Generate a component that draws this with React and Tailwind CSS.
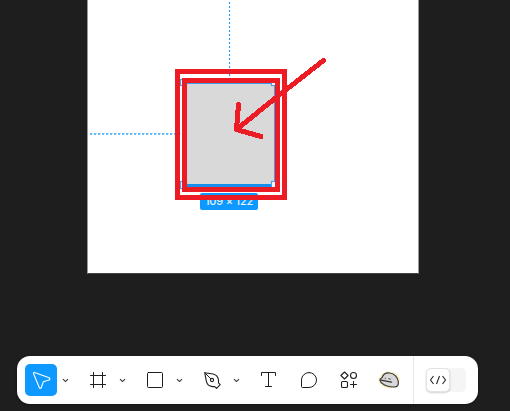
import React from "react";

function Icon({ children, className = "" }) {
  return (
    <span className={`flex h-8 w-8 shrink-0 items-center justify-center rounded-[5px] ${className}`}>
      <svg width="32" height="32" viewBox="0 0 32 32" fill="none" stroke="currentColor" strokeLinecap="round" strokeLinejoin="round">
        {children}
      </svg>
    </span>
  );
}

function Chevron() {
  return (
    <span className="flex h-8 w-[17px] shrink-0 items-center justify-center">
      <svg width="17" height="32" viewBox="0 0 17 32" fill="none" stroke="#333" strokeWidth="1.1">
        <path d="M6 15.2 8.5 17.6 11 15.2" />
      </svg>
    </span>
  );
}

function Tool({ children, className }) {
  return (
    <div className="flex">
      <Icon className={className}>{children}</Icon>
      <Chevron />
    </div>
  );
}

function Toolbar() {
  return (
    <div className="mx-[17px] flex h-12 w-[461px] items-center rounded-[13px] bg-white pl-2 text-[#1e1e1e] shadow-[0_1px_3px_rgba(0,0,0,0.35)]">
      <div className="flex gap-2">
        <Tool className="bg-[#0d99ff] text-white">
          <path d="M8.5 9.5c-.3-.8.4-1.4 1.1-1.1l14.5 5.4c1 .4 1 1.8 0 2.1l-5.8 1.9-2.1 5.9c-.3.9-1.4.9-1.8 0z" strokeWidth="1.1" />
        </Tool>
        <Tool>
          <path d="M11.5 8.5v15M20.5 8.5v15M8.5 11.5h15M8.5 20.5h15" strokeWidth="1" />
        </Tool>
        <Tool>
          <rect x="8.5" y="8.5" width="15" height="15" rx="1" strokeWidth="1" />
        </Tool>
        <Tool>
          <path d="M8.7 8.7 17.2 10c3.2.8 5 3.4 5.3 6.2v2.6l1.7 1.8-3.6 3.7-1.9-1.7h-2.3c-3.2-.4-5.3-2.3-6-5.3z" strokeWidth="1.1" />
          <path d="m9 9 5.8 5.8" strokeWidth="1" />
          <circle cx="16" cy="16" r="1.6" strokeWidth="1.1" />
        </Tool>
        <Icon>
          <path d="M8.5 11.5v-3h14v3M15.5 8.5v14M12.5 22.5h6" strokeWidth="1" />
        </Icon>
        <Icon>
          <path d="M16 8.5a7.5 7.5 0 1 1 0 15H9.5a1 1 0 0 1-1-1V16A7.5 7.5 0 0 1 16 8.5Z" strokeWidth="1" />
        </Icon>
        <Icon>
          <path d="m11.5 8 3.6 3.5-3.6 3.5-3.6-3.5z" strokeWidth="1.1" />
          <circle cx="20.5" cy="11.5" r="3" strokeWidth="1.1" />
          <rect x="8.5" y="17.5" width="6" height="6" rx="1.3" strokeWidth="1.1" />
          <path d="M20.5 17.5v6M17.5 20.5h6" strokeWidth="1" />
        </Icon>
        <Icon>
          <ellipse cx="16.3" cy="16" rx="10" ry="8" fill="#fff4cf" stroke="#ffe8a0" strokeWidth="1" strokeDasharray="1 2" />
          <path d="M7 16.3c-.3-1.2.8-2 2-2.5 1.3-4 4.3-5.3 8-4.8 4.3.4 7.7 4.6 8.3 8.5.5 3.7-.9 5.6-4 5.5-4.7.1-9-.8-12.1-3.6C8 18.5 7.1 17.5 7 16.3Z" fill="#d7d7d9" stroke="#343434" strokeWidth="1.2" />
          <path d="m8 16.2 10.5 2" stroke="#333" strokeWidth="1.3" />
          <path d="M12.3 14.2v.2M16 14.8l1.3.3" stroke="#333" strokeWidth="1" />
        </Icon>
      </div>
      <div className="ml-2 h-full w-px bg-[#e6e6e6]" />
      <div className="ml-3 flex h-6 w-10 rounded-[5px] bg-[#f5f5f5]">
        <div className="flex h-6 w-6 items-center justify-center rounded-[5px] border border-[#e3e3e3] bg-white shadow-[0_1px_2px_rgba(0,0,0,0.18)]">
          <svg width="18" height="12" viewBox="0 0 18 12" className="shrink-0" fill="none" stroke="#252525" strokeWidth="1.1">
            <path d="M4.5 2 1.5 6l3 4M13.5 2l3 4-3 4M10.5 2l-3 8" />
          </svg>
        </div>
      </div>
    </div>
  );
}

function Artboard() {
  return (
    <div className="relative ml-[87px] h-[274px] w-[332px] border-x border-b border-x-[#999] border-b-[#444] bg-white">
      <div className="absolute top-[193px] left-[112px] flex h-[17px] w-[58px] items-center justify-center rounded-[2px] bg-[#0d99ff] font-[Inter,sans-serif] text-[11px] leading-none font-medium tracking-[-0.2px] whitespace-nowrap text-[#e3f3ff]">
        109 × 122
      </div>
      <svg className="absolute top-0 left-[-88px]" width="510" height="273" viewBox="0 0 510 273" fill="none">
        <path d="M229.5 2v74" stroke="#2b9df5" strokeWidth="1.2" strokeDasharray="2 2" />
        <path d="M90 133.5h97" stroke="#a8d7fb" strokeWidth="1" strokeDasharray="3 1" />
        <path d="M88 134h99" stroke="#65baf8" strokeWidth="2" strokeDasharray="2 2" strokeDashoffset="2" />
        <path d="M187 83h88v104h-88z" fill="#d9d9d9" />
        <path d="M187 83.5h87.5V187" stroke="#3c9dea" />
        <path d="M187 185.5h88" stroke="#168fee" strokeWidth="3" />
        <g fill="#fff" stroke="#3fa4f3" strokeWidth="1.2">
          <rect x="180.5" y="79.5" width="6" height="6" />
          <rect x="271.5" y="79.5" width="6" height="6" />
          <rect x="180.5" y="181.5" width="6" height="7" />
          <rect x="271.5" y="181.5" width="6" height="7" />
        </g>
        <g stroke="#ed1c24" strokeWidth="5">
          <rect x="177.5" y="71.5" width="107" height="126" />
          <rect x="184.5" y="80.5" width="93" height="109" />
          <path d="m323.5 60.500-48 37.500-39 31.500 2-25M236.500 129.500l24.500 7" strokeLinecap="round" strokeLinejoin="round" shapeRendering="crispEdges" />
        </g>
      </svg>
    </div>
  );
}

export default function App() {
  return (
    <main className="flex h-[411px] w-[510px] flex-col overflow-hidden bg-[#1e1e1e]">
      <Artboard />
      <div className="mt-[82px]">
        <Toolbar />
      </div>
    </main>
  );
}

========

THE TASK - Write out the whole listing exactly, and drop the pictures.

ANSWER TO THIS TASK -
Generate a component that draws this with React and Tailwind CSS.
import React from "react";

function Icon({ children, className = "" }) {
  return (
    <span className={`flex h-8 w-8 shrink-0 items-center justify-center rounded-[5px] ${className}`}>
      <svg width="32" height="32" viewBox="0 0 32 32" fill="none" stroke="currentColor" strokeLinecap="round" strokeLinejoin="round">
        {children}
      </svg>
    </span>
  );
}

function Chevron() {
  return (
    <span className="flex h-8 w-[17px] shrink-0 items-center justify-center">
      <svg width="17" height="32" viewBox="0 0 17 32" fill="none" stroke="#333" strokeWidth="1.1">
        <path d="M6 15.2 8.5 17.6 11 15.2" />
      </svg>
    </span>
  );
}

function Tool({ children, className }) {
  return (
    <div className="flex">
      <Icon className={className}>{children}</Icon>
      <Chevron />
    </div>
  );
}

function Toolbar() {
  return (
    <div className="mx-[17px] flex h-12 w-[461px] items-center rounded-[13px] bg-white pl-2 text-[#1e1e1e] shadow-[0_1px_3px_rgba(0,0,0,0.35)]">
      <div className="flex gap-2">
        <Tool className="bg-[#0d99ff] text-white">
          <path d="M8.5 9.5c-.3-.8.4-1.4 1.1-1.1l14.5 5.4c1 .4 1 1.8 0 2.1l-5.8 1.9-2.1 5.9c-.3.9-1.4.9-1.8 0z" strokeWidth="1.1" />
        </Tool>
        <Tool>
          <path d="M11.5 8.5v15M20.5 8.5v15M8.5 11.5h15M8.5 20.5h15" strokeWidth="1" />
        </Tool>
        <Tool>
          <rect x="8.5" y="8.5" width="15" height="15" rx="1" strokeWidth="1" />
        </Tool>
        <Tool>
          <path d="M8.7 8.7 17.2 10c3.2.8 5 3.4 5.3 6.2v2.6l1.7 1.8-3.6 3.7-1.9-1.7h-2.3c-3.2-.4-5.3-2.3-6-5.3z" strokeWidth="1.1" />
          <path d="m9 9 5.8 5.8" strokeWidth="1" />
          <circle cx="16" cy="16" r="1.6" strokeWidth="1.1" />
        </Tool>
        <Icon>
          <path d="M8.5 11.5v-3h14v3M15.5 8.5v14M12.5 22.5h6" strokeWidth="1" />
        </Icon>
        <Icon>
          <path d="M16 8.5a7.5 7.5 0 1 1 0 15H9.5a1 1 0 0 1-1-1V16A7.5 7.5 0 0 1 16 8.5Z" strokeWidth="1" />
        </Icon>
        <Icon>
          <path d="m11.5 8 3.6 3.5-3.6 3.5-3.6-3.5z" strokeWidth="1.1" />
          <circle cx="20.5" cy="11.5" r="3" strokeWidth="1.1" />
          <rect x="8.5" y="17.5" width="6" height="6" rx="1.3" strokeWidth="1.1" />
          <path d="M20.5 17.5v6M17.5 20.5h6" strokeWidth="1" />
        </Icon>
        <Icon>
          <ellipse cx="16.3" cy="16" rx="10" ry="8" fill="#fff4cf" stroke="#ffe8a0" strokeWidth="1" strokeDasharray="1 2" />
          <path d="M7 16.3c-.3-1.2.8-2 2-2.5 1.3-4 4.3-5.3 8-4.8 4.3.4 7.7 4.6 8.3 8.5.5 3.7-.9 5.6-4 5.5-4.7.1-9-.8-12.1-3.6C8 18.5 7.1 17.5 7 16.3Z" fill="#d7d7d9" stroke="#343434" strokeWidth="1.2" />
          <path d="m8 16.2 10.5 2" stroke="#333" strokeWidth="1.3" />
          <path d="M12.3 14.2v.2M16 14.8l1.3.3" stroke="#333" strokeWidth="1" />
        </Icon>
      </div>
      <div className="ml-2 h-full w-px bg-[#e6e6e6]" />
      <div className="ml-3 flex h-6 w-10 rounded-[5px] bg-[#f5f5f5]">
        <div className="flex h-6 w-6 items-center justify-center rounded-[5px] border border-[#e3e3e3] bg-white shadow-[0_1px_2px_rgba(0,0,0,0.18)]">
          <svg width="18" height="12" viewBox="0 0 18 12" className="shrink-0" fill="none" stroke="#252525" strokeWidth="1.1">
            <path d="M4.5 2 1.5 6l3 4M13.5 2l3 4-3 4M10.5 2l-3 8" />
          </svg>
        </div>
      </div>
    </div>
  );
}

function Artboard() {
  return (
    <div className="relative ml-[87px] h-[274px] w-[332px] border-x border-b border-x-[#999] border-b-[#444] bg-white">
      <div className="absolute top-[193px] left-[112px] flex h-[17px] w-[58px] items-center justify-center rounded-[2px] bg-[#0d99ff] font-[Inter,sans-serif] text-[11px] leading-none font-medium tracking-[-0.2px] whitespace-nowrap text-[#e3f3ff]">
        109 × 122
      </div>
      <svg className="absolute top-0 left-[-88px]" width="510" height="273" viewBox="0 0 510 273" fill="none">
        <path d="M229.5 2v74" stroke="#2b9df5" strokeWidth="1.2" strokeDasharray="2 2" />
        <path d="M90 133.5h97" stroke="#a8d7fb" strokeWidth="1" strokeDasharray="3 1" />
        <path d="M88 134h99" stroke="#65baf8" strokeWidth="2" strokeDasharray="2 2" strokeDashoffset="2" />
        <path d="M187 83h88v104h-88z" fill="#d9d9d9" />
        <path d="M187 83.5h87.5V187" stroke="#3c9dea" />
        <path d="M187 185.5h88" stroke="#168fee" strokeWidth="3" />
        <g fill="#fff" stroke="#3fa4f3" strokeWidth="1.2">
          <rect x="180.5" y="79.5" width="6" height="6" />
          <rect x="271.5" y="79.5" width="6" height="6" />
          <rect x="180.5" y="181.5" width="6" height="7" />
          <rect x="271.5" y="181.5" width="6" height="7" />
        </g>
        <g stroke="#ed1c24" strokeWidth="5">
          <rect x="177.5" y="71.5" width="107" height="126" />
          <rect x="184.5" y="80.5" width="93" height="109" />
          <path d="m323.5 60.500-48 37.500-39 31.500 2-25M236.500 129.500l24.500 7" strokeLinecap="round" strokeLinejoin="round" shapeRendering="crispEdges" />
        </g>
      </svg>
    </div>
  );
}

export default function App() {
  return (
    <main className="flex h-[411px] w-[510px] flex-col overflow-hidden bg-[#1e1e1e]">
      <Artboard />
      <div className="mt-[82px]">
        <Toolbar />
      </div>
    </main>
  );
}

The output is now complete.